Monthly Archives: January 2015

Queen & Adam Lambert, First Direct Arena 20/1/2015

Firstly, one of my resolutions for 2015 is to review every gig I go to, be it a stadium extravaganza or somebody playing to ten people and a dog at the local pub. Secondly, in the case of this one I have been there before

Of course, a lot can change in two and a half years. At the Hammersmith in 2012 Queen & Adam Lambert were pretty much toeing the water to see if a well received guest spot could work as a full length show. As ever there were the usual mutterings about how a former American Idol runner up could dare step into the shoes of Freddie Mercury, let alone hope to fill them. It wouldn’t have been Brian May and Roger Taylor’s first misfiring attempt at keeping the brand alive.

The rest, as the cliche goes, is history. The Adam Lambert collaboration has re-established May & Taylor among rock’s touring elite and everybody involved had earned the right to strut.

It occurred to me during the show that anybody born in November 1991, the month Freddie Mercury died, is now 23 and thus past graduate age. Many in the audience (albeit some in the company of their parents) were considerably younger. Queen are now in the position the Beatles were in the nineties; a touchstone for a generation who only know the story and the songs and didn’t have the pain and pleasure of watching the band’s career wax and wane before the flame was extinguished.

A vast shroud decorated with the Queen logo decorated the roughly cylindrical stage as the audience took their places. As the 20.30 stage time approached there were occasional bursts of applause from members of the audience who seemed to be able to see things that myself and my friend couldn’t. Finally the house lights went out and the opening bars of One Vision began, even through the stage was still shrouded. Next the unmistakable silhouette of Brian May was seen, blown up to full height by the giant screen on the other side. A second later the curtain was sucked away to reveal Queen and Adam Lambert in all their glory.

What followed was a two and a half hour rip through most of the hits and obviously Queen have more hits than just about any band bar the Beatles. Early highlights were a truly thunderous version of Another One Bites The Dust and Lambert performing Killer Queen while sprawled out on a sofa at the front of the stage. The middle section saw Lambert absent as Brian May and Roger Taylor took their solo spots. As at Hammersmith Brian May performed Love Of My Life acoustically with archive footage of the great man joining him for the climax.

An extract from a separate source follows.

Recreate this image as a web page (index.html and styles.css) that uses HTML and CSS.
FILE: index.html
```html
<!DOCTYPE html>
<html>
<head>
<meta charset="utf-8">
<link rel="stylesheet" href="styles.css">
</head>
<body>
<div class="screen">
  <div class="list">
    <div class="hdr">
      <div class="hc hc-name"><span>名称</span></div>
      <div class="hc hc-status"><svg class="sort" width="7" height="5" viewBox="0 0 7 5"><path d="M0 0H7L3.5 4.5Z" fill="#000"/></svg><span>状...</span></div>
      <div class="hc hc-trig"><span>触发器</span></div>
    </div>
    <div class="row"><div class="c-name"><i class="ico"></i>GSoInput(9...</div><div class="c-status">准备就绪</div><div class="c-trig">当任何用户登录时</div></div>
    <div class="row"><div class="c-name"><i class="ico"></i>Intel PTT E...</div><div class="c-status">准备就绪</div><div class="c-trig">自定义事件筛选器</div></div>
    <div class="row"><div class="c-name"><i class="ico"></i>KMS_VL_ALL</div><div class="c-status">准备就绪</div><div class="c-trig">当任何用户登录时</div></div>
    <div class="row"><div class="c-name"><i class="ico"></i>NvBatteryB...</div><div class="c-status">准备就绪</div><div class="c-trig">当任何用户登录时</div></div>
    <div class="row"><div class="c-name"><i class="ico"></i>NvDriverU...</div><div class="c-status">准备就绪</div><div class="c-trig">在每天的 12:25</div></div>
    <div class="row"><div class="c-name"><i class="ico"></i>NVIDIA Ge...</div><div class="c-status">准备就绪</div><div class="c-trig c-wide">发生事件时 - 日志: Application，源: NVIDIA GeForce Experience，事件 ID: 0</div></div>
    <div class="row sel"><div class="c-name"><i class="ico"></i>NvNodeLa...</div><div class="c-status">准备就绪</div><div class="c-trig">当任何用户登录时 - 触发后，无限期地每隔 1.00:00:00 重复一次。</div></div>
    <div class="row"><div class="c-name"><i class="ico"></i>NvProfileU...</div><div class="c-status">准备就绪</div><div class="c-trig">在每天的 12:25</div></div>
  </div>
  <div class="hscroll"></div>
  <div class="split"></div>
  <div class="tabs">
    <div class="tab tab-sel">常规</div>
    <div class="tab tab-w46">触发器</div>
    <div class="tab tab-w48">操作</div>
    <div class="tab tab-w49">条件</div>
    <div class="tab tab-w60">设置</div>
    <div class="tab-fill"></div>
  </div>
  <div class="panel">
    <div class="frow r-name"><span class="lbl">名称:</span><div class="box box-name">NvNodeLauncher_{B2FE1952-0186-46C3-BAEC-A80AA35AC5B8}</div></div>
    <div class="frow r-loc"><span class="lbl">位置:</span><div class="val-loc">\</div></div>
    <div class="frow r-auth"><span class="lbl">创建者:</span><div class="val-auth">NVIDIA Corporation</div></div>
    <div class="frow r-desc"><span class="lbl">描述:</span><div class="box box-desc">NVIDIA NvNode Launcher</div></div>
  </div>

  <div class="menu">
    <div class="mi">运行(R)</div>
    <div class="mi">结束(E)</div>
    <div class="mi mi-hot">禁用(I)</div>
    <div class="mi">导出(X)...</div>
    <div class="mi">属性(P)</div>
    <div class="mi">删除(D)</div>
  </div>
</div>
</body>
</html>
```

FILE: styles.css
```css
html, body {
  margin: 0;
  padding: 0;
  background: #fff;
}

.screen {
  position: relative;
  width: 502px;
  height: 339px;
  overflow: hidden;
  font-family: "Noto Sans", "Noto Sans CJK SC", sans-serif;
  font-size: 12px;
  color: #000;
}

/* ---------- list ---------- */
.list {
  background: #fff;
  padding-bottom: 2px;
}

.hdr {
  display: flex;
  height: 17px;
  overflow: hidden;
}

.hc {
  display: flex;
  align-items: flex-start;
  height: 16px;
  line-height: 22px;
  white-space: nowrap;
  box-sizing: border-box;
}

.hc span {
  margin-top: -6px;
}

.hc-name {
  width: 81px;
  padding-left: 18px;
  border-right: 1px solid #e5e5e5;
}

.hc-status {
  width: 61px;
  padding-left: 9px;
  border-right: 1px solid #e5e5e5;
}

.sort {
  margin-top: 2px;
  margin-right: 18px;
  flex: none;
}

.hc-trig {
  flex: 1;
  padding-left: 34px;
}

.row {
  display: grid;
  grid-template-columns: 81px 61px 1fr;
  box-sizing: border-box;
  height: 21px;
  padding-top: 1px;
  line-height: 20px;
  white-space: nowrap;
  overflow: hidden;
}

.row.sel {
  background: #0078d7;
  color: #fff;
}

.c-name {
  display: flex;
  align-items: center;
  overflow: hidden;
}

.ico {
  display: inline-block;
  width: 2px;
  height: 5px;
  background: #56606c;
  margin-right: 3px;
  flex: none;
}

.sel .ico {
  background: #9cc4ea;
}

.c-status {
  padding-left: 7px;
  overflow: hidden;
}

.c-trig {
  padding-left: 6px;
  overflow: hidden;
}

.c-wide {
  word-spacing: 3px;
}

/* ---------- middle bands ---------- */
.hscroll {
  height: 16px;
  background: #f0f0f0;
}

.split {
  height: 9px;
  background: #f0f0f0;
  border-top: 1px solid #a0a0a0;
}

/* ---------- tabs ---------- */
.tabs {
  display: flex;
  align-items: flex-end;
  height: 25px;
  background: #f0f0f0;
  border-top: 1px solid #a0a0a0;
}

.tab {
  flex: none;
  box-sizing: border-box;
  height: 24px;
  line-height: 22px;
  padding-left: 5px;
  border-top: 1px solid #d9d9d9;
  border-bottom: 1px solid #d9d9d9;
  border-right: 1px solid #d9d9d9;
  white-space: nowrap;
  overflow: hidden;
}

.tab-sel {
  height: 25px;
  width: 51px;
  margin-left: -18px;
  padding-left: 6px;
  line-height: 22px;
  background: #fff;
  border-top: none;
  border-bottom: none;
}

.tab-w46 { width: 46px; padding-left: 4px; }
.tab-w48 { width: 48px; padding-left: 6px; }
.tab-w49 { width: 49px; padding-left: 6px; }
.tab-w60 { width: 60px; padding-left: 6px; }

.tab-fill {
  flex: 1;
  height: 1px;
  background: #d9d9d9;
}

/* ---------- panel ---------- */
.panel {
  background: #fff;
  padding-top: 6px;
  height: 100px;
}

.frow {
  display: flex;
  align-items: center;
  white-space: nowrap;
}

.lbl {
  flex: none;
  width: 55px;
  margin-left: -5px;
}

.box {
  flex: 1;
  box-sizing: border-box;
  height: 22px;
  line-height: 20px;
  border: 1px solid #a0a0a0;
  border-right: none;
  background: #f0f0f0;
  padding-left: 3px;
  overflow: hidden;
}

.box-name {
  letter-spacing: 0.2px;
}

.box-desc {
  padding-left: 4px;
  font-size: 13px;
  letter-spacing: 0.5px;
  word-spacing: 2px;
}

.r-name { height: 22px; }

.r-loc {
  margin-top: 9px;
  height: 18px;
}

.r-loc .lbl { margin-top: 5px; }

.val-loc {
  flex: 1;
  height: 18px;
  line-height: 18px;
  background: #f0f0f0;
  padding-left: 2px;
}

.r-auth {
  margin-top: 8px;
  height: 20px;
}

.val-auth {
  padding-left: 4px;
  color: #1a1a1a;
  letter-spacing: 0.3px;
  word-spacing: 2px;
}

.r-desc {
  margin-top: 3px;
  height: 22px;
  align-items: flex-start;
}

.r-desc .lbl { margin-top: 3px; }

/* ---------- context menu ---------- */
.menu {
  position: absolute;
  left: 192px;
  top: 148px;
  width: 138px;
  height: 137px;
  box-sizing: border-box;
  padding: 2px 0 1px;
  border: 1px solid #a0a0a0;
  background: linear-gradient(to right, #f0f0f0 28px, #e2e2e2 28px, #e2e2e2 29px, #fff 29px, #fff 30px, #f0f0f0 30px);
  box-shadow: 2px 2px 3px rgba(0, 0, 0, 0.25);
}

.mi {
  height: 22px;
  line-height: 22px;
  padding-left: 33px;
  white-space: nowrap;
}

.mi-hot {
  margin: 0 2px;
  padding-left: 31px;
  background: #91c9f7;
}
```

It’s too easily forgotten that Queen albums gifted May & Taylor solo spots and 39 from A Night At The Opera remains a fan favourite; bringing all the performers (bar Lambert) to the front of the stage was a fine way of introducing the supporting musicians (which once again included Roger Taylor’s son Rufus). Roger Taylor’s solo spot involved a slightly irrelevant drum solo and a passionate performance of These Are The Days Of Our Lives that was one of the highlights of the night.

But while May and Taylor were rightly given star billing, when Adam Lambert was on stage your eyes were fixed on him and him alone. We can only speculate on what Freddie Mercury would have made of his legacy but Adam Lambert is a shining example of what he made possible – maybe it’s taken until now for May & Taylor to fully embrace that side of Queen’s image. If the show sagged slightly in the middle the momentum was regained by a magnificent Radio Ga Ga and a fine rip through I Want It All before the inveitable Bo Rhap and an encore of We Will Rock You and We Are The Champions to finish.

Not so much criticisms but constructive feedback; my personal favourite The Show Must Go On (played at Hammersmith) was the surprise omission (along with A Kind Of Music). Innuendo remains the only really well known track not performed at either show. Obviously the public want the hits but the slightly more hardcore fan would enjoy unknown gem It’s Late or Brian May’s solo showstopper Resurrection given the full Queen treatment. Not the band’s fault but I’d have enjoyed some of the show more if I hadn’t been forced to watch it through the lens of someone else’s phone. There’s also the hope that when Adam Lambert resumes his solo career (a cult figure on these shores but in America the first openly gay man to have a number one album) he’ll get a proper band behind him and make 21st century rock music – ask Rufus Tiger nicely Adam and you might have a drummer for starters.

Finally thought. The original incarnation of Queen ceased in 1991. They last toured in 1986. At the end of the day it’s impossible to truly compare Queen with Queen + Adam Lambert. This is Queen for the 21st century and a show that must be seen.